→ **Recorded information**:
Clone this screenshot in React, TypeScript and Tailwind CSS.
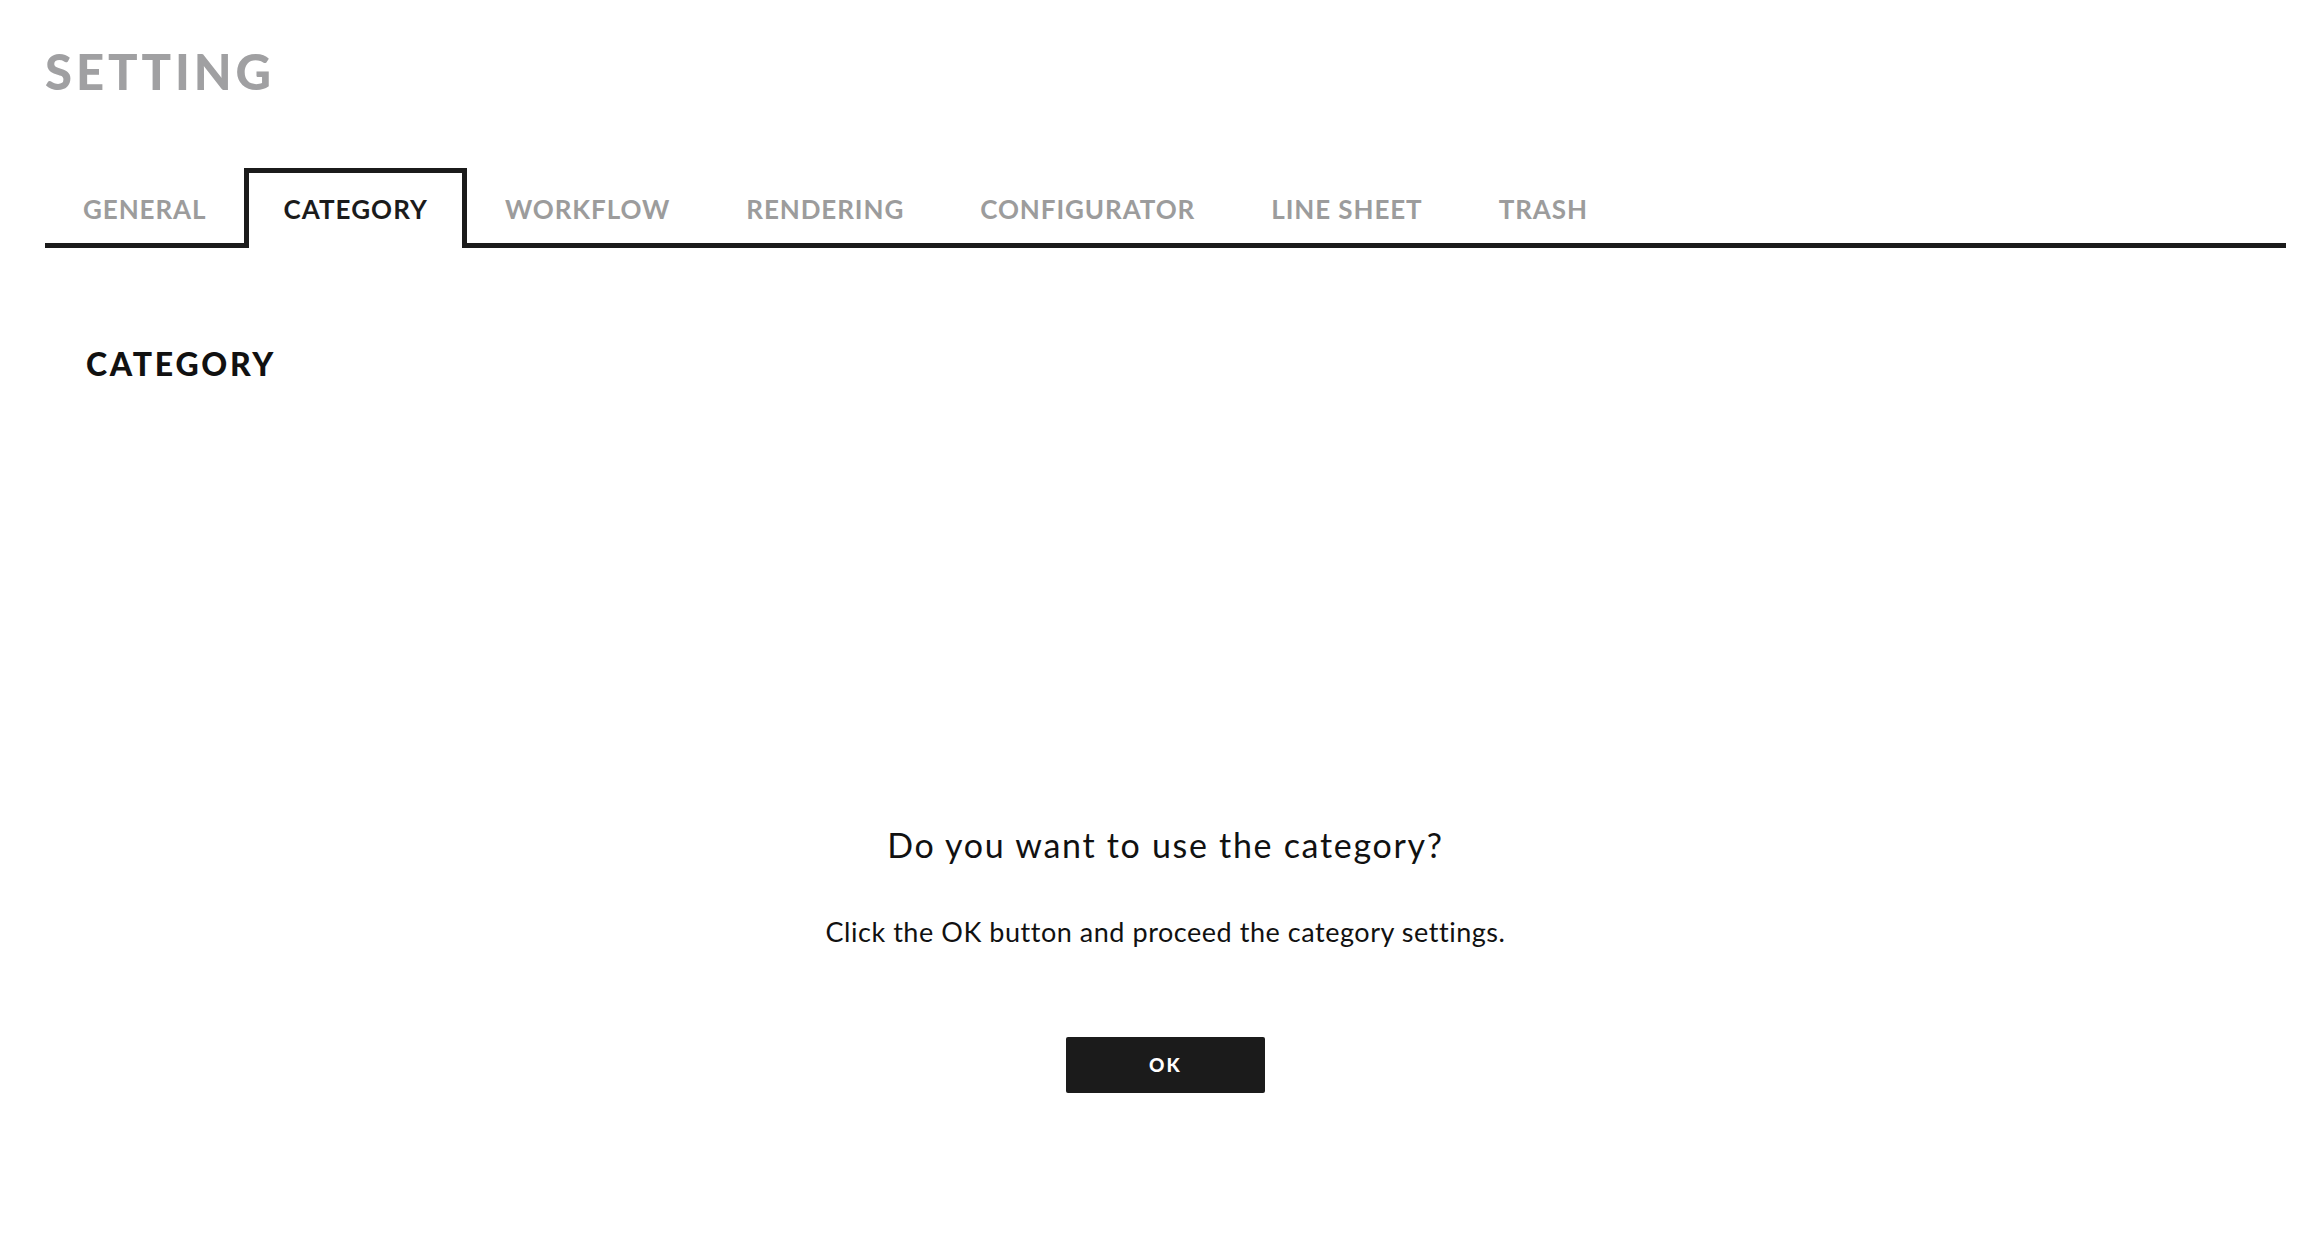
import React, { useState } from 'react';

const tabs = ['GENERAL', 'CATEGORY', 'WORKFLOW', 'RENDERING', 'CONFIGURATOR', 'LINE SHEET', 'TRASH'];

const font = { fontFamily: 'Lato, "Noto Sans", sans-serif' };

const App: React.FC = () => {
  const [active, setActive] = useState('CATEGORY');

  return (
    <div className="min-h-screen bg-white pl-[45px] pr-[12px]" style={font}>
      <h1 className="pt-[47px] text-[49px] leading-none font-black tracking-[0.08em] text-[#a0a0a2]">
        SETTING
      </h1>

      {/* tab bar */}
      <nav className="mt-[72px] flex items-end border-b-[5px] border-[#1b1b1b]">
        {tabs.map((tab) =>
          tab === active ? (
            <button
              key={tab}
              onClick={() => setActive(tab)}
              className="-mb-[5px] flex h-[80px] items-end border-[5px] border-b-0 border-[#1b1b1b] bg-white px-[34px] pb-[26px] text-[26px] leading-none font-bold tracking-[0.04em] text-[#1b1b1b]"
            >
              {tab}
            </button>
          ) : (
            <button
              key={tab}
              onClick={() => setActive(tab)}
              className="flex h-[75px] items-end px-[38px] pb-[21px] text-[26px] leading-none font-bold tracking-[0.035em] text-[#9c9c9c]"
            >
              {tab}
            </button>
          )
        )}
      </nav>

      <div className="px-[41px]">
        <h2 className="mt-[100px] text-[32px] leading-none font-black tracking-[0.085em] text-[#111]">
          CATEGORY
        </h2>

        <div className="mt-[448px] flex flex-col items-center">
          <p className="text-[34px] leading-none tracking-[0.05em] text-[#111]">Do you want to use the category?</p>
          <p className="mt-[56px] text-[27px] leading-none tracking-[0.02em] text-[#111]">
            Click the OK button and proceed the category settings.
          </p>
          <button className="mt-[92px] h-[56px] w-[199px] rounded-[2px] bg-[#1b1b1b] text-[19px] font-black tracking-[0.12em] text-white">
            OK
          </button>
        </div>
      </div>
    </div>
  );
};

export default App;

→ **Problem requirements**:
Copy out every line of the material above that mentions the word "React".

→ **Task result**:
Clone this screenshot in React, TypeScript and Tailwind CSS.
import React, { useState } from 'react';
const App: React.FC = () => {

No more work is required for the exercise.